Task to complete
Scan the data below for the string "React". Show every line where it turns up.
## start Given material
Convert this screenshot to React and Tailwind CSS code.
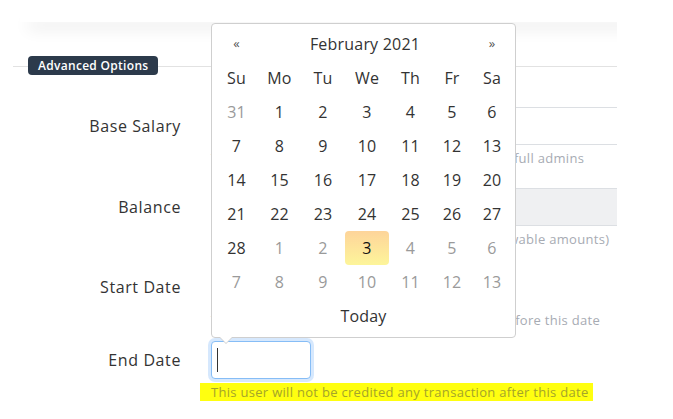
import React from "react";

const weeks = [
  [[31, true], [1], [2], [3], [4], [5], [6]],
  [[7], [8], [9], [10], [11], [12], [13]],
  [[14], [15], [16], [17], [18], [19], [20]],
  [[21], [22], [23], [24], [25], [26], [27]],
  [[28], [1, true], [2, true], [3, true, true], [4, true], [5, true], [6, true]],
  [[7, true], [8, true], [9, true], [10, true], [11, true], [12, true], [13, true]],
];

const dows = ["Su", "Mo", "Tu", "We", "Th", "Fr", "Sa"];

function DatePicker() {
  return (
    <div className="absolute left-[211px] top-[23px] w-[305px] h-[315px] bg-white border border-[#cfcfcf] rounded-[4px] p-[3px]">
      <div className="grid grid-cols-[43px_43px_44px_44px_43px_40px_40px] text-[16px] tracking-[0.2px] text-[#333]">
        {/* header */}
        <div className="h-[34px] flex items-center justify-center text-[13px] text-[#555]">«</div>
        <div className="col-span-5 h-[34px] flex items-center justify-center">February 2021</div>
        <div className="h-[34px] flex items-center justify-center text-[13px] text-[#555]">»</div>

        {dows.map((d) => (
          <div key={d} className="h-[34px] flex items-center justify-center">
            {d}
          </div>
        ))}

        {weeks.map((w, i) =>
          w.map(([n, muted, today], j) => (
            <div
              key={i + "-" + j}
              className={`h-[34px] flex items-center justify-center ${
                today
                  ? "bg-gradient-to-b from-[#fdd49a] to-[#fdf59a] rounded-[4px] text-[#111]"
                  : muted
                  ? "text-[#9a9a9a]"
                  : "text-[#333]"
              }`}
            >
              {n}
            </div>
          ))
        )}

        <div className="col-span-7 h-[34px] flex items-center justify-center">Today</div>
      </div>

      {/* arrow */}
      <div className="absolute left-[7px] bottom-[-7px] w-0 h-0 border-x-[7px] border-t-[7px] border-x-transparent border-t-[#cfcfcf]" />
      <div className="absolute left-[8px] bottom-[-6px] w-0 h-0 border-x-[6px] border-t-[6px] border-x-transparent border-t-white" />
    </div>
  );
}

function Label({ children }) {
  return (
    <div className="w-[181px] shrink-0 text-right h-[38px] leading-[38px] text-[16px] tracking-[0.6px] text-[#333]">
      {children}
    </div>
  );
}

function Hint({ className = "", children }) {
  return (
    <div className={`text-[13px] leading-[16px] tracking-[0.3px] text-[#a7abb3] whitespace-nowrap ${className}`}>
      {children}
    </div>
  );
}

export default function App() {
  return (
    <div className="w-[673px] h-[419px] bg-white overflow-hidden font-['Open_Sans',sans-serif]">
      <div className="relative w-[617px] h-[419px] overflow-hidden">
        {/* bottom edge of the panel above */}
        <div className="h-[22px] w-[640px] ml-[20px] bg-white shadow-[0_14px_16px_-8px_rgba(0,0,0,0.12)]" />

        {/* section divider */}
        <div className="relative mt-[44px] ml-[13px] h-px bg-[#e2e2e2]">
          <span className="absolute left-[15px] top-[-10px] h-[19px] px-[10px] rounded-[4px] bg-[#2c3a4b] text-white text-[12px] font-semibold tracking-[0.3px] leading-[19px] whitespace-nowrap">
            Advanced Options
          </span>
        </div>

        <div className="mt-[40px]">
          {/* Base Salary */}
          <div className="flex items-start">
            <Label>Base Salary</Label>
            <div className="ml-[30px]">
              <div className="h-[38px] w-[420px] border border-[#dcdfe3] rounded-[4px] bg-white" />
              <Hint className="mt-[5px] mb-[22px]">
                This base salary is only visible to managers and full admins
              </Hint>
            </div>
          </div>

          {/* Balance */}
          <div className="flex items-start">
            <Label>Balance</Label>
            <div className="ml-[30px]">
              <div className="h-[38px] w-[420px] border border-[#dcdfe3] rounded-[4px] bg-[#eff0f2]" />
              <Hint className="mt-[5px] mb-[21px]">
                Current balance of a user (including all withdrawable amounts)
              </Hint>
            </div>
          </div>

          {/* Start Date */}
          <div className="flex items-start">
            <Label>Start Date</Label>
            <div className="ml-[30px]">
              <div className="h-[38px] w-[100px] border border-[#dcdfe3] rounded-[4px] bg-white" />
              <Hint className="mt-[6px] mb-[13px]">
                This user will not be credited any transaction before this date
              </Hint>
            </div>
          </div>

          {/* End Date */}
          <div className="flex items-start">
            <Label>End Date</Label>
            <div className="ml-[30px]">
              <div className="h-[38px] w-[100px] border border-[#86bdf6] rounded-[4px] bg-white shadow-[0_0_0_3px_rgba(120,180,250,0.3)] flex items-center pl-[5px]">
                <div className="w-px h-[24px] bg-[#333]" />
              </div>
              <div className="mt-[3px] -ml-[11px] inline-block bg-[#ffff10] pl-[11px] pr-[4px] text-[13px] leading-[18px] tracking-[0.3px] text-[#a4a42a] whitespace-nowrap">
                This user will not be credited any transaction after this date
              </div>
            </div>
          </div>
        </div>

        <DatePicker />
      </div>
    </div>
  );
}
## end Given material
The answer
Convert this screenshot to React and Tailwind CSS code.
import React from "react";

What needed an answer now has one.